Print all of the lines exactly. Any picture among them stays out.

> INFORMATION PROVIDED:
====================

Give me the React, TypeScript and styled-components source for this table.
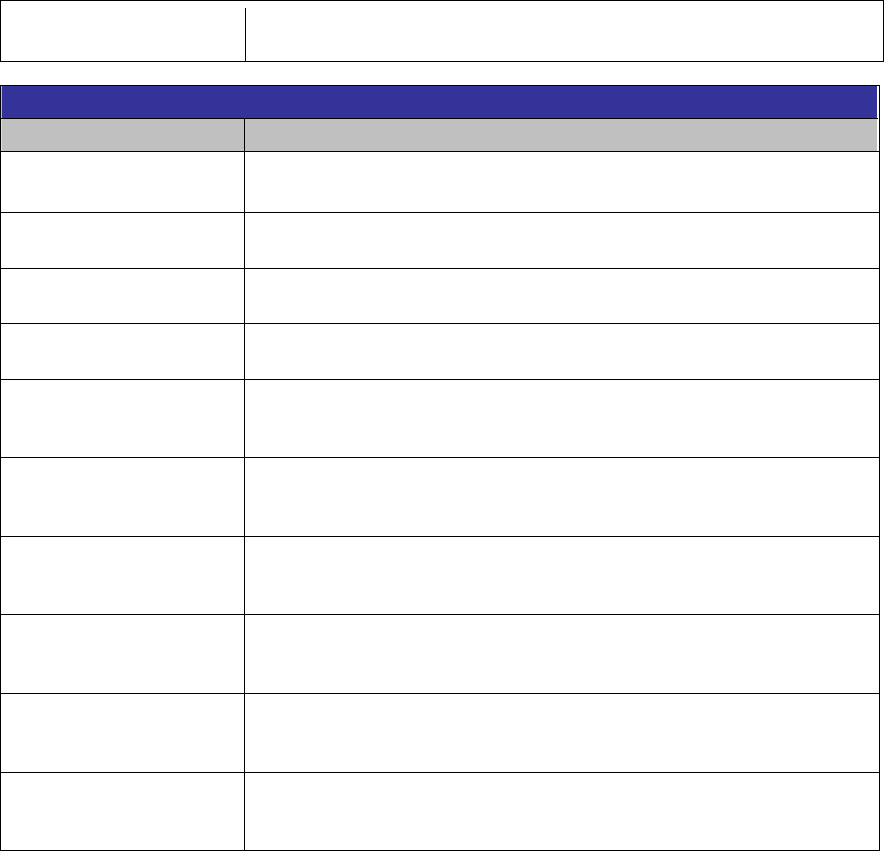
import React from "react";
import styled, { createGlobalStyle } from "styled-components";

const Global = createGlobalStyle`
  html, body {
    margin: 0;
    padding: 0;
    background: #ffffff;
    font-family: "Liberation Sans", Arial, sans-serif;
  }
`;

const Page = styled.div`
  display: flex;
  flex-direction: column;
  align-items: flex-start;
  gap: 23px;
`;

const InfoBox = styled.div`
  box-sizing: border-box;
  width: 884px;
  height: 62px;
  border: 1px solid #000;
  display: grid;
  grid-template-columns: 244px 1fr;
`;

const InfoLabel = styled.div``;

const InfoValue = styled.div`
  margin-top: 7px;
  border-left: 1px solid #000;
`;

const Table = styled.div`
  box-sizing: border-box;
  width: 880px;
  border: 1px solid #000;
  display: flex;
  flex-direction: column;
`;

const TitleBar = styled.div`
  height: 32px;
  background: #333399;
  border-bottom: 1px solid #000;
  box-shadow: inset 1px 0 0 #b8b8d8, inset -1px 0 0 #ffffff;
  margin-right: 1px;
`;

const Row = styled.div<{ $h: number; $head?: boolean; $last?: boolean }>`
  display: grid;
  grid-template-columns: 243px 1fr;
  height: ${(p) => p.$h}px;
  background: ${(p) => (p.$head ? "#c0c0c0" : "#ffffff")};
  border-bottom: ${(p) => (p.$last ? "none" : "1px solid #000")};
  box-shadow: ${(p) =>
    p.$head ? "inset 1px 0 0 #dcdcdc, inset -2px 0 0 #ffffff" : "none"};
`;

const Cell = styled.div``;

const ValueCell = styled.div`
  border-left: 1px solid #000;
`;

const rowHeights = [60, 55, 54, 55, 77, 78, 77, 78, 78, 77];

export default function App() {
  return (
    <>
      <Global />
      <Page>
        <InfoBox>
          <InfoLabel />
          <InfoValue />
        </InfoBox>
        <Table>
          <TitleBar />
          <Row $h={32} $head>
            <Cell />
            <ValueCell />
          </Row>
          {rowHeights.map((h, i) => (
            <Row key={i} $h={h} $last={i === rowHeights.length - 1}>
              <Cell />
              <ValueCell />
            </Row>
          ))}
        </Table>
      </Page>
    </>
  );
}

====================

> IN RESPONSE:
Give me the React, TypeScript and styled-components source for this table.
import React from "react";
import styled, { createGlobalStyle } from "styled-components";

const Global = createGlobalStyle`
  html, body {
    margin: 0;
    padding: 0;
    background: #ffffff;
    font-family: "Liberation Sans", Arial, sans-serif;
  }
`;

const Page = styled.div`
  display: flex;
  flex-direction: column;
  align-items: flex-start;
  gap: 23px;
`;

const InfoBox = styled.div`
  box-sizing: border-box;
  width: 884px;
  height: 62px;
  border: 1px solid #000;
  display: grid;
  grid-template-columns: 244px 1fr;
`;

const InfoLabel = styled.div``;

const InfoValue = styled.div`
  margin-top: 7px;
  border-left: 1px solid #000;
`;

const Table = styled.div`
  box-sizing: border-box;
  width: 880px;
  border: 1px solid #000;
  display: flex;
  flex-direction: column;
`;

const TitleBar = styled.div`
  height: 32px;
  background: #333399;
  border-bottom: 1px solid #000;
  box-shadow: inset 1px 0 0 #b8b8d8, inset -1px 0 0 #ffffff;
  margin-right: 1px;
`;

const Row = styled.div<{ $h: number; $head?: boolean; $last?: boolean }>`
  display: grid;
  grid-template-columns: 243px 1fr;
  height: ${(p) => p.$h}px;
  background: ${(p) => (p.$head ? "#c0c0c0" : "#ffffff")};
  border-bottom: ${(p) => (p.$last ? "none" : "1px solid #000")};
  box-shadow: ${(p) =>
    p.$head ? "inset 1px 0 0 #dcdcdc, inset -2px 0 0 #ffffff" : "none"};
`;

const Cell = styled.div``;

const ValueCell = styled.div`
  border-left: 1px solid #000;
`;

const rowHeights = [60, 55, 54, 55, 77, 78, 77, 78, 78, 77];

export default function App() {
  return (
    <>
      <Global />
      <Page>
        <InfoBox>
          <InfoLabel />
          <InfoValue />
        </InfoBox>
        <Table>
          <TitleBar />
          <Row $h={32} $head>
            <Cell />
            <ValueCell />
          </Row>
          {rowHeights.map((h, i) => (
            <Row key={i} $h={h} $last={i === rowHeights.length - 1}>
              <Cell />
              <ValueCell />
            </Row>
          ))}
        </Table>
      </Page>
    </>
  );
}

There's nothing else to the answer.